INSTRUCTIONS FOR THE TASK ▸
Repeat the listing that follows, character for character, minus the pictures.
********************
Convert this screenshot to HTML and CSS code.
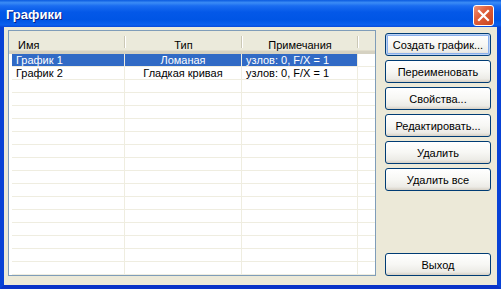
FILE: index.html
```html
<!DOCTYPE html>
<html>
<head>
<meta charset="utf-8">
<link rel="stylesheet" href="styles.css">
</head>
<body>
<div class="window">
  <div class="titlebar">
    <span class="title">Графики</span>
    <span class="close"><svg width="13" height="13" viewBox="0 0 13 13"><path d="M2 2 L11 11 M11 2 L2 11" stroke="#fff" stroke-width="2.2" stroke-linecap="square"/></svg></span>
  </div>
  <div class="client">
    <div class="list">
      <div class="head">
        <div class="hc hc-left">Имя</div>
        <div class="hc">Тип</div>
        <div class="hc">Примечания</div>
        <div class="hc hc-fill"></div>
      </div>
      <div class="rows">
        <div class="row sel"><div class="c c1">График 1</div><div class="c c2">Ломаная</div><div class="c c3">узлов: 0, F/X = 1</div><div class="c c4"></div></div>
        <div class="row"><div class="c c1">График 2</div><div class="c c2">Гладкая кривая</div><div class="c c3">узлов: 0, F/X = 1</div><div class="c c4"></div></div>
        <div class="row"><div class="c c1"></div><div class="c c2"></div><div class="c c3"></div><div class="c c4"></div></div>
        <div class="row"><div class="c c1"></div><div class="c c2"></div><div class="c c3"></div><div class="c c4"></div></div>
        <div class="row"><div class="c c1"></div><div class="c c2"></div><div class="c c3"></div><div class="c c4"></div></div>
        <div class="row"><div class="c c1"></div><div class="c c2"></div><div class="c c3"></div><div class="c c4"></div></div>
        <div class="row"><div class="c c1"></div><div class="c c2"></div><div class="c c3"></div><div class="c c4"></div></div>
        <div class="row"><div class="c c1"></div><div class="c c2"></div><div class="c c3"></div><div class="c c4"></div></div>
        <div class="row"><div class="c c1"></div><div class="c c2"></div><div class="c c3"></div><div class="c c4"></div></div>
        <div class="row"><div class="c c1"></div><div class="c c2"></div><div class="c c3"></div><div class="c c4"></div></div>
        <div class="row"><div class="c c1"></div><div class="c c2"></div><div class="c c3"></div><div class="c c4"></div></div>
        <div class="row"><div class="c c1"></div><div class="c c2"></div><div class="c c3"></div><div class="c c4"></div></div>
        <div class="row"><div class="c c1"></div><div class="c c2"></div><div class="c c3"></div><div class="c c4"></div></div>
        <div class="row"><div class="c c1"></div><div class="c c2"></div><div class="c c3"></div><div class="c c4"></div></div>
        <div class="row"><div class="c c1"></div><div class="c c2"></div><div class="c c3"></div><div class="c c4"></div></div>
        <div class="row"><div class="c c1"></div><div class="c c2"></div><div class="c c3"></div><div class="c c4"></div></div>
        <div class="row"><div class="c c1"></div><div class="c c2"></div><div class="c c3"></div><div class="c c4"></div></div>
      </div>
    </div>
    <div class="buttons">
      <button class="btn default">Создать график...</button>
      <button class="btn">Переименовать</button>
      <button class="btn">Свойства...</button>
      <button class="btn">Редактировать...</button>
      <button class="btn">Удалить</button>
      <button class="btn">Удалить все</button>
      <button class="btn exit">Выход</button>
    </div>
  </div>
</div>
</body>
</html>
```

FILE: styles.css
```css
html, body {
  margin: 0;
  padding: 0;
  background: #ffffff;
}
body {
  font-family: "Liberation Sans", Arial, sans-serif;
  font-size: 11px;
  color: #000;
}
.window {
  width: 501px;
  height: 289px;
  box-sizing: border-box;
  display: flex;
  flex-direction: column;
  background: #0831d9;
  border-left: 4px solid #0842d6;
  border-right: 4px solid #0842d6;
  border-bottom: 4px solid #0a33c8;
}
.titlebar {
  height: 27px;
  margin: 0 -4px;
  padding: 0 7px 0 6px;
  display: flex;
  align-items: center;
  justify-content: space-between;
  background: linear-gradient(to bottom, #0a5ae0 0%, #3b8cf5 10%, #1a6cf0 22%, #0458e8 45%, #0055e5 75%, #0a5fee 92%, #0848d8 100%);
}
.title {
  color: #fff;
  font-weight: bold;
  font-size: 13px;
  text-shadow: 1px 1px 0 #0a1e80;
  padding-top: 2px;
}
.close {
  width: 19px;
  height: 19px;
  border: 1px solid #fff;
  border-radius: 3px;
  display: flex;
  align-items: center;
  justify-content: center;
  background: linear-gradient(135deg, #f0947a 0%, #e0603c 40%, #c8421c 100%);
  margin-top: 3px;
}
.client {
  flex: 1;
  background: #ece9d8;
  display: flex;
  padding: 3px 6px 9px 4px;
  gap: 9px;
}
.list {
  width: 368px;
  box-sizing: border-box;
  border: 1px solid #7f9db9;
  background: #fff;
  display: flex;
  flex-direction: column;
  overflow: hidden;
}
.head {
  display: grid;
  grid-template-columns: 116px 117px 116px 1fr;
  height: 23px;
  flex: none;
  box-sizing: border-box;
  background: #ebeadb;
  border-bottom: 3px solid #d6d2c2;
  box-shadow: inset 0 -1px 0 #e2decd;
}
.hc {
  text-align: center;
  padding-top: 8px;
  position: relative;
}
.hc::after {
  content: "";
  position: absolute;
  right: 0;
  top: 5px;
  bottom: 3px;
  width: 1px;
  background: #cbc8b6;
  box-shadow: 1px 0 0 #fff;
}
.hc-left {
  text-align: left;
  padding-left: 9px;
}
.hc-fill::after {
  display: none;
}
.rows {
  padding-left: 3px;
}
.row {
  display: grid;
  grid-template-columns: 113px 117px 116px 1fr;
  height: 13px;
}
.c {
  box-sizing: border-box;
  border-right: 1px solid #efede0;
  border-bottom: 1px solid #efede0;
  line-height: 13px;
  white-space: nowrap;
  overflow: hidden;
}
.c1 {
  padding-left: 4px;
}
.c2 {
  text-align: center;
}
.c3 {
  padding-left: 4px;
}
.c4 {
  border-right: none;
}
.sel .c1, .sel .c2, .sel .c3 {
  background: #316ac5;
  color: #fff;
}
.buttons {
  flex: 1;
  display: flex;
  flex-direction: column;
  gap: 4px;
  padding-top: 3px;
}
.btn {
  width: 106px;
  height: 23px;
  font-family: "Liberation Sans", Arial, sans-serif;
  font-size: 11px;
  color: #000;
  border: 1px solid #003c74;
  border-radius: 3px;
  background: linear-gradient(to bottom, #ffffff 0%, #f7f7f4 50%, #ecebe6 85%, #d6d0c5 100%);
  padding: 0;
}
.btn.default {
  box-shadow: inset 0 0 0 1px #bcd2f3, inset 0 0 0 2px #8ab0ec;
}
.exit {
  margin-top: auto;
}
```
********************
COMPLETE OUTPUT ▸
Convert this screenshot to HTML and CSS code.
FILE: index.html
```html
<!DOCTYPE html>
<html>
<head>
<meta charset="utf-8">
<link rel="stylesheet" href="styles.css">
</head>
<body>
<div class="window">
  <div class="titlebar">
    <span class="title">Графики</span>
    <span class="close"><svg width="13" height="13" viewBox="0 0 13 13"><path d="M2 2 L11 11 M11 2 L2 11" stroke="#fff" stroke-width="2.2" stroke-linecap="square"/></svg></span>
  </div>
  <div class="client">
    <div class="list">
      <div class="head">
        <div class="hc hc-left">Имя</div>
        <div class="hc">Тип</div>
        <div class="hc">Примечания</div>
        <div class="hc hc-fill"></div>
      </div>
      <div class="rows">
        <div class="row sel"><div class="c c1">График 1</div><div class="c c2">Ломаная</div><div class="c c3">узлов: 0, F/X = 1</div><div class="c c4"></div></div>
        <div class="row"><div class="c c1">График 2</div><div class="c c2">Гладкая кривая</div><div class="c c3">узлов: 0, F/X = 1</div><div class="c c4"></div></div>
        <div class="row"><div class="c c1"></div><div class="c c2"></div><div class="c c3"></div><div class="c c4"></div></div>
        <div class="row"><div class="c c1"></div><div class="c c2"></div><div class="c c3"></div><div class="c c4"></div></div>
        <div class="row"><div class="c c1"></div><div class="c c2"></div><div class="c c3"></div><div class="c c4"></div></div>
        <div class="row"><div class="c c1"></div><div class="c c2"></div><div class="c c3"></div><div class="c c4"></div></div>
        <div class="row"><div class="c c1"></div><div class="c c2"></div><div class="c c3"></div><div class="c c4"></div></div>
        <div class="row"><div class="c c1"></div><div class="c c2"></div><div class="c c3"></div><div class="c c4"></div></div>
        <div class="row"><div class="c c1"></div><div class="c c2"></div><div class="c c3"></div><div class="c c4"></div></div>
        <div class="row"><div class="c c1"></div><div class="c c2"></div><div class="c c3"></div><div class="c c4"></div></div>
        <div class="row"><div class="c c1"></div><div class="c c2"></div><div class="c c3"></div><div class="c c4"></div></div>
        <div class="row"><div class="c c1"></div><div class="c c2"></div><div class="c c3"></div><div class="c c4"></div></div>
        <div class="row"><div class="c c1"></div><div class="c c2"></div><div class="c c3"></div><div class="c c4"></div></div>
        <div class="row"><div class="c c1"></div><div class="c c2"></div><div class="c c3"></div><div class="c c4"></div></div>
        <div class="row"><div class="c c1"></div><div class="c c2"></div><div class="c c3"></div><div class="c c4"></div></div>
        <div class="row"><div class="c c1"></div><div class="c c2"></div><div class="c c3"></div><div class="c c4"></div></div>
        <div class="row"><div class="c c1"></div><div class="c c2"></div><div class="c c3"></div><div class="c c4"></div></div>
      </div>
    </div>
    <div class="buttons">
      <button class="btn default">Создать график...</button>
      <button class="btn">Переименовать</button>
      <button class="btn">Свойства...</button>
      <button class="btn">Редактировать...</button>
      <button class="btn">Удалить</button>
      <button class="btn">Удалить все</button>
      <button class="btn exit">Выход</button>
    </div>
  </div>
</div>
</body>
</html>
```

FILE: styles.css
```css
html, body {
  margin: 0;
  padding: 0;
  background: #ffffff;
}
body {
  font-family: "Liberation Sans", Arial, sans-serif;
  font-size: 11px;
  color: #000;
}
.window {
  width: 501px;
  height: 289px;
  box-sizing: border-box;
  display: flex;
  flex-direction: column;
  background: #0831d9;
  border-left: 4px solid #0842d6;
  border-right: 4px solid #0842d6;
  border-bottom: 4px solid #0a33c8;
}
.titlebar {
  height: 27px;
  margin: 0 -4px;
  padding: 0 7px 0 6px;
  display: flex;
  align-items: center;
  justify-content: space-between;
  background: linear-gradient(to bottom, #0a5ae0 0%, #3b8cf5 10%, #1a6cf0 22%, #0458e8 45%, #0055e5 75%, #0a5fee 92%, #0848d8 100%);
}
.title {
  color: #fff;
  font-weight: bold;
  font-size: 13px;
  text-shadow: 1px 1px 0 #0a1e80;
  padding-top: 2px;
}
.close {
  width: 19px;
  height: 19px;
  border: 1px solid #fff;
  border-radius: 3px;
  display: flex;
  align-items: center;
  justify-content: center;
  background: linear-gradient(135deg, #f0947a 0%, #e0603c 40%, #c8421c 100%);
  margin-top: 3px;
}
.client {
  flex: 1;
  background: #ece9d8;
  display: flex;
  padding: 3px 6px 9px 4px;
  gap: 9px;
}
.list {
  width: 368px;
  box-sizing: border-box;
  border: 1px solid #7f9db9;
  background: #fff;
  display: flex;
  flex-direction: column;
  overflow: hidden;
}
.head {
  display: grid;
  grid-template-columns: 116px 117px 116px 1fr;
  height: 23px;
  flex: none;
  box-sizing: border-box;
  background: #ebeadb;
  border-bottom: 3px solid #d6d2c2;
  box-shadow: inset 0 -1px 0 #e2decd;
}
.hc {
  text-align: center;
  padding-top: 8px;
  position: relative;
}
.hc::after {
  content: "";
  position: absolute;
  right: 0;
  top: 5px;
  bottom: 3px;
  width: 1px;
  background: #cbc8b6;
  box-shadow: 1px 0 0 #fff;
}
.hc-left {
  text-align: left;
  padding-left: 9px;
}
.hc-fill::after {
  display: none;
}
.rows {
  padding-left: 3px;
}
.row {
  display: grid;
  grid-template-columns: 113px 117px 116px 1fr;
  height: 13px;
}
.c {
  box-sizing: border-box;
  border-right: 1px solid #efede0;
  border-bottom: 1px solid #efede0;
  line-height: 13px;
  white-space: nowrap;
  overflow: hidden;
}
.c1 {
  padding-left: 4px;
}
.c2 {
  text-align: center;
}
.c3 {
  padding-left: 4px;
}
.c4 {
  border-right: none;
}
.sel .c1, .sel .c2, .sel .c3 {
  background: #316ac5;
  color: #fff;
}
.buttons {
  flex: 1;
  display: flex;
  flex-direction: column;
  gap: 4px;
  padding-top: 3px;
}
.btn {
  width: 106px;
  height: 23px;
  font-family: "Liberation Sans", Arial, sans-serif;
  font-size: 11px;
  color: #000;
  border: 1px solid #003c74;
  border-radius: 3px;
  background: linear-gradient(to bottom, #ffffff 0%, #f7f7f4 50%, #ecebe6 85%, #d6d0c5 100%);
  padding: 0;
}
.btn.default {
  box-shadow: inset 0 0 0 1px #bcd2f3, inset 0 0 0 2px #8ab0ec;
}
.exit {
  margin-top: auto;
}
```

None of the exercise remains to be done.